** start of Provided records **

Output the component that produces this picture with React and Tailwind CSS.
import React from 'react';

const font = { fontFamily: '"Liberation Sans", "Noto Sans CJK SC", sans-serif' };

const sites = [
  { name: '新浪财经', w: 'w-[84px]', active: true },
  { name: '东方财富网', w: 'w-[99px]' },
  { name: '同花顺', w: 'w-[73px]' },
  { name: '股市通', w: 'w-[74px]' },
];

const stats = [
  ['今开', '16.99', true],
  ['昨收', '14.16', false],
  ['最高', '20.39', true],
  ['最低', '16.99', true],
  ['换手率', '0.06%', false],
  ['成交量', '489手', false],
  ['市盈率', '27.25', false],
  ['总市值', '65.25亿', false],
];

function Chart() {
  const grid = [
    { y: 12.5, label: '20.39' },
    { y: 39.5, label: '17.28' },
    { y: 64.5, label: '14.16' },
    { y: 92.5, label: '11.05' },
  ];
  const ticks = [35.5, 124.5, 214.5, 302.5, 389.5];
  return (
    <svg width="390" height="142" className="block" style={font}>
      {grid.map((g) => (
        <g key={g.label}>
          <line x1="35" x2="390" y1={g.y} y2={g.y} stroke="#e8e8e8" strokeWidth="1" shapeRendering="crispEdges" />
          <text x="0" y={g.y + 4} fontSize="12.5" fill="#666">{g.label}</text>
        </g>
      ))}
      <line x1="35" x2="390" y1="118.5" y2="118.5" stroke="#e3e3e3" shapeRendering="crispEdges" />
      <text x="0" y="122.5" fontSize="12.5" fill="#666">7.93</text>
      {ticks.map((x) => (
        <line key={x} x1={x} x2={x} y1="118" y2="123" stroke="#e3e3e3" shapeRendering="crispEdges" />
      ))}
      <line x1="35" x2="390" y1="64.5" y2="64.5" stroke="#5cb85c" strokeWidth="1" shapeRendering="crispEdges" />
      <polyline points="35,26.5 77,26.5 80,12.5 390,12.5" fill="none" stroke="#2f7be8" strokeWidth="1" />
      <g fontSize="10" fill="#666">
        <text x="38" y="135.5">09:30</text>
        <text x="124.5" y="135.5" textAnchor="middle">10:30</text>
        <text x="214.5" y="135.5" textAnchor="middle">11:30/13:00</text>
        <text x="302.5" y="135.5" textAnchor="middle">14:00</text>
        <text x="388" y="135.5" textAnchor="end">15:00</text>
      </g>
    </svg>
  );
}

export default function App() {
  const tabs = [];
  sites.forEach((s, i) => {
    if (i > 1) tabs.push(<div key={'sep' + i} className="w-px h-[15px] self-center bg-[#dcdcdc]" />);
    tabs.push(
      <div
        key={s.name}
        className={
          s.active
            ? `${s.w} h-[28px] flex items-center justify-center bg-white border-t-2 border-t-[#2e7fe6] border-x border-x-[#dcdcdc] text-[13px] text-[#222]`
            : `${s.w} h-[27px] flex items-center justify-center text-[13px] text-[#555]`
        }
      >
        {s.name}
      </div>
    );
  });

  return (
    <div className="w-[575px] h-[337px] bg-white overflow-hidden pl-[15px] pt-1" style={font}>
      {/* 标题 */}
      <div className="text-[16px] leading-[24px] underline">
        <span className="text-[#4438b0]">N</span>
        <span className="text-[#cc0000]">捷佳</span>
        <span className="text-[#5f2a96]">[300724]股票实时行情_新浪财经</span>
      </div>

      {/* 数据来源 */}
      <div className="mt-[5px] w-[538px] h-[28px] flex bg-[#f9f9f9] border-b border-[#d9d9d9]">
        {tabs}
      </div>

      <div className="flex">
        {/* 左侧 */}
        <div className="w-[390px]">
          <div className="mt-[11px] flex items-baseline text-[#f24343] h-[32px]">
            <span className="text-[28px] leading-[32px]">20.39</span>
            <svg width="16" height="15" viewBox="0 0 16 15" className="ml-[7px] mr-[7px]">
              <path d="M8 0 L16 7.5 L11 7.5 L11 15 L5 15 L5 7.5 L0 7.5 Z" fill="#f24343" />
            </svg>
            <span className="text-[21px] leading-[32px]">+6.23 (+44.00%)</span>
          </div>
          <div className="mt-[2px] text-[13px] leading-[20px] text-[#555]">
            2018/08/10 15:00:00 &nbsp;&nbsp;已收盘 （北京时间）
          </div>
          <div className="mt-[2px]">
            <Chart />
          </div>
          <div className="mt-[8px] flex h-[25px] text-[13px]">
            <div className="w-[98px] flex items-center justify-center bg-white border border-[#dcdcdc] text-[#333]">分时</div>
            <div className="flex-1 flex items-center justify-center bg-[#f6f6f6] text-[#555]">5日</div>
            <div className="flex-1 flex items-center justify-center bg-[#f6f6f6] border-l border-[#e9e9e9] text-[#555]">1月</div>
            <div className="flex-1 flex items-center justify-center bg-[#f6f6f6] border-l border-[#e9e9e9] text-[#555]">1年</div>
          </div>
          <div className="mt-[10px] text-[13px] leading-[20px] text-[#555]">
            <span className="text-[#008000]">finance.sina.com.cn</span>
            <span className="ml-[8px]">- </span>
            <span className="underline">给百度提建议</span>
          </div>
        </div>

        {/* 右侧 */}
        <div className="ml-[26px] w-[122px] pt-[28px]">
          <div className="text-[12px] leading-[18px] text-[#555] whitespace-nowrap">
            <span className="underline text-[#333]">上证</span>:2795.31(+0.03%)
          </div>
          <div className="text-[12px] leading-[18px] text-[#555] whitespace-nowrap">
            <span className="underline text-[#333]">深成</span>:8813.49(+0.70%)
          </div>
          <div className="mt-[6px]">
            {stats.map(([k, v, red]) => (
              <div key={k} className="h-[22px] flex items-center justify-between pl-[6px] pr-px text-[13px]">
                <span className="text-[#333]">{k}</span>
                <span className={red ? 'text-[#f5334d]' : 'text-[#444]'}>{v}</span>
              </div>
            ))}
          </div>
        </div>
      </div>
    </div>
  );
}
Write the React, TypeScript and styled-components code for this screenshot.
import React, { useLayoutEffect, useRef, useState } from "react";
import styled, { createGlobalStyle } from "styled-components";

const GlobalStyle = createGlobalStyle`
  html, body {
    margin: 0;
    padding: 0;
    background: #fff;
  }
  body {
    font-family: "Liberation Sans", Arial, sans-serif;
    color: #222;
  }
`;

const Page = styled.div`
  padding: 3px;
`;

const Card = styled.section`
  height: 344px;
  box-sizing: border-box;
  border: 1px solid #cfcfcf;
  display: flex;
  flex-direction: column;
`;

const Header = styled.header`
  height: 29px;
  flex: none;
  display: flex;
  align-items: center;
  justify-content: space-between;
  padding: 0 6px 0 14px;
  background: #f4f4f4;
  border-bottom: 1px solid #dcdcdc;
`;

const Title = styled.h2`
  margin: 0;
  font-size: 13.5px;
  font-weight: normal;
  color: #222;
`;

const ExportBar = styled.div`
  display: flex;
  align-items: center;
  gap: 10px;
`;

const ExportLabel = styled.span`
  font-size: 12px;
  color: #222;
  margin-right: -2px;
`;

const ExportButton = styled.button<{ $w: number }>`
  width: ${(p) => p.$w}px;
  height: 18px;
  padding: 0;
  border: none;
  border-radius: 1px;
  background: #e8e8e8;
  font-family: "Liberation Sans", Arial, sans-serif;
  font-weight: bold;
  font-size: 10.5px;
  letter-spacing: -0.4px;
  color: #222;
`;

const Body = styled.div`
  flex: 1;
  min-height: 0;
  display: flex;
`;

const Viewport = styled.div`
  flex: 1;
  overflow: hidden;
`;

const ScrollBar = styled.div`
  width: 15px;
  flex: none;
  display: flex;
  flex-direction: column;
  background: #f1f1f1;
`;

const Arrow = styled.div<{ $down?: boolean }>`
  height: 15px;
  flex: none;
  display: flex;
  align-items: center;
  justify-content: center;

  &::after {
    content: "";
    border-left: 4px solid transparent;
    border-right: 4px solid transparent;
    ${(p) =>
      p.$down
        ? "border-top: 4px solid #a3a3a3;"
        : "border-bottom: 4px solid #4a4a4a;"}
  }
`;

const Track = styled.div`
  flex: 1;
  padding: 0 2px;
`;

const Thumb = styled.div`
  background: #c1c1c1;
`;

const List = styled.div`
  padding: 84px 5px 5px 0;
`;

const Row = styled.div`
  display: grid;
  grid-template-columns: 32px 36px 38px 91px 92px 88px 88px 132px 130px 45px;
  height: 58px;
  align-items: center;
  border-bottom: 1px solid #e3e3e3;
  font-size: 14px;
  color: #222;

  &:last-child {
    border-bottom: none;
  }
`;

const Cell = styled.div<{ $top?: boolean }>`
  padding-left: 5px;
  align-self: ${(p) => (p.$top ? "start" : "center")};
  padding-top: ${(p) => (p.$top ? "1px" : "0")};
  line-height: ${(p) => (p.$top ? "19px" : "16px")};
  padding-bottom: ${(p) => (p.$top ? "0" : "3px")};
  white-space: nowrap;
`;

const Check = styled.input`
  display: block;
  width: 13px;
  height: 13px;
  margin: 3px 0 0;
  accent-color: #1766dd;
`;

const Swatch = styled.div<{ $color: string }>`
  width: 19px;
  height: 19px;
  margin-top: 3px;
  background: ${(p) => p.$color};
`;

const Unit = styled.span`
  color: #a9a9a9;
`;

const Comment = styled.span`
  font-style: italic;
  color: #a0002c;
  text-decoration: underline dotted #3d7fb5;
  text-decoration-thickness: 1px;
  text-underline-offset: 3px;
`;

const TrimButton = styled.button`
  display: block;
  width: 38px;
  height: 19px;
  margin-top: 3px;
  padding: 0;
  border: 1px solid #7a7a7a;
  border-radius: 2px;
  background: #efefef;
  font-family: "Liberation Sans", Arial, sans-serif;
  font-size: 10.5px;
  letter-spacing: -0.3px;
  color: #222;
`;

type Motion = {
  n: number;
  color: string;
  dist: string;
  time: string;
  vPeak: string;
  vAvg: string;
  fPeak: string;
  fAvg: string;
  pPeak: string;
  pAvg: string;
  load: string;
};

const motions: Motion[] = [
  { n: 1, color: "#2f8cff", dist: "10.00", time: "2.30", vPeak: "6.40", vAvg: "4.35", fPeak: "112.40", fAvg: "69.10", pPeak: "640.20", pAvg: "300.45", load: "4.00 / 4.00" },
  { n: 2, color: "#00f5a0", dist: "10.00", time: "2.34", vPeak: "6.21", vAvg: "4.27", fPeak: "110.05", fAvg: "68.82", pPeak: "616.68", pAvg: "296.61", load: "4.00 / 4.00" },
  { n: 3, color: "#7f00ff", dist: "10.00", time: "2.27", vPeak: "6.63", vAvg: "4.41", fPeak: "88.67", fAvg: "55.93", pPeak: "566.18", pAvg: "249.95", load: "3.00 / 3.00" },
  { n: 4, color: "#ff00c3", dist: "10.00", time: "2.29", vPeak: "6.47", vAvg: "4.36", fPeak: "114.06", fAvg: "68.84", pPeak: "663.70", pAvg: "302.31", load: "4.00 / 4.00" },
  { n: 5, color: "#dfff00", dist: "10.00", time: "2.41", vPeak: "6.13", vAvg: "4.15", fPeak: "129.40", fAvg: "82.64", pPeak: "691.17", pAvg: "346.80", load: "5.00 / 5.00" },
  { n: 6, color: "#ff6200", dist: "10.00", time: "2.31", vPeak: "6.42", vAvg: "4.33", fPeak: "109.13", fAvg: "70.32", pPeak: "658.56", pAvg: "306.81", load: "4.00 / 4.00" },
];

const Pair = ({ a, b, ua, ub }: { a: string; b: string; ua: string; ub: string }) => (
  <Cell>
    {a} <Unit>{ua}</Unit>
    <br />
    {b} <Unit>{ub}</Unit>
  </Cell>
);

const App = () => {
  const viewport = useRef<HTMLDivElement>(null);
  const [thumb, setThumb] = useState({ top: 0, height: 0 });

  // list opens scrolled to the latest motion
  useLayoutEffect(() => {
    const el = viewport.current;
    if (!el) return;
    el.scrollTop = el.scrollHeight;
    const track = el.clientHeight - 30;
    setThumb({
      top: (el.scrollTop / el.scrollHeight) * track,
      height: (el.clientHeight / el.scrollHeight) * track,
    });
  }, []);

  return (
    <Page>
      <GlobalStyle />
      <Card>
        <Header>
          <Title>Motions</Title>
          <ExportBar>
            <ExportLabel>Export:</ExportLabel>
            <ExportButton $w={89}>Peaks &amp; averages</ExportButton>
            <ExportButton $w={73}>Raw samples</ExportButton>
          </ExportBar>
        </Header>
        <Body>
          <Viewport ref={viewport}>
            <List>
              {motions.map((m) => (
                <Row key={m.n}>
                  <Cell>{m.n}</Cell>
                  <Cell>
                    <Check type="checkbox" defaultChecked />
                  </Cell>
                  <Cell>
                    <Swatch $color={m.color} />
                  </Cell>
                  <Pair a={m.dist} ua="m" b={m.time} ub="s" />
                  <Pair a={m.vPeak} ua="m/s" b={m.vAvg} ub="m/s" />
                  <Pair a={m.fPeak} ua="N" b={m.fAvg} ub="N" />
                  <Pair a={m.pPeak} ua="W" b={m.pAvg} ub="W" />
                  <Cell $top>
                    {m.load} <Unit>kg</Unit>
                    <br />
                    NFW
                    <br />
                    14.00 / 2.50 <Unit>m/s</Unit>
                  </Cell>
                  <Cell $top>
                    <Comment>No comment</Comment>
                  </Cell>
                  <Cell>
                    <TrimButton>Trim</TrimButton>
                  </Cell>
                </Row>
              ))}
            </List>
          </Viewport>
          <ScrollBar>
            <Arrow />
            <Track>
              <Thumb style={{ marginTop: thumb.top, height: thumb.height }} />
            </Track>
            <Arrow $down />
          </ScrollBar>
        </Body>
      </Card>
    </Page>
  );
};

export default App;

** end of Provided records **

**To be done:**
Scan the data above; copy every line where "React" appears.

**Solution to the problem:**
Output the component that produces this picture with React and Tailwind CSS.
import React from 'react';
Write the React, TypeScript and styled-components code for this screenshot.
import React, { useLayoutEffect, useRef, useState } from "react";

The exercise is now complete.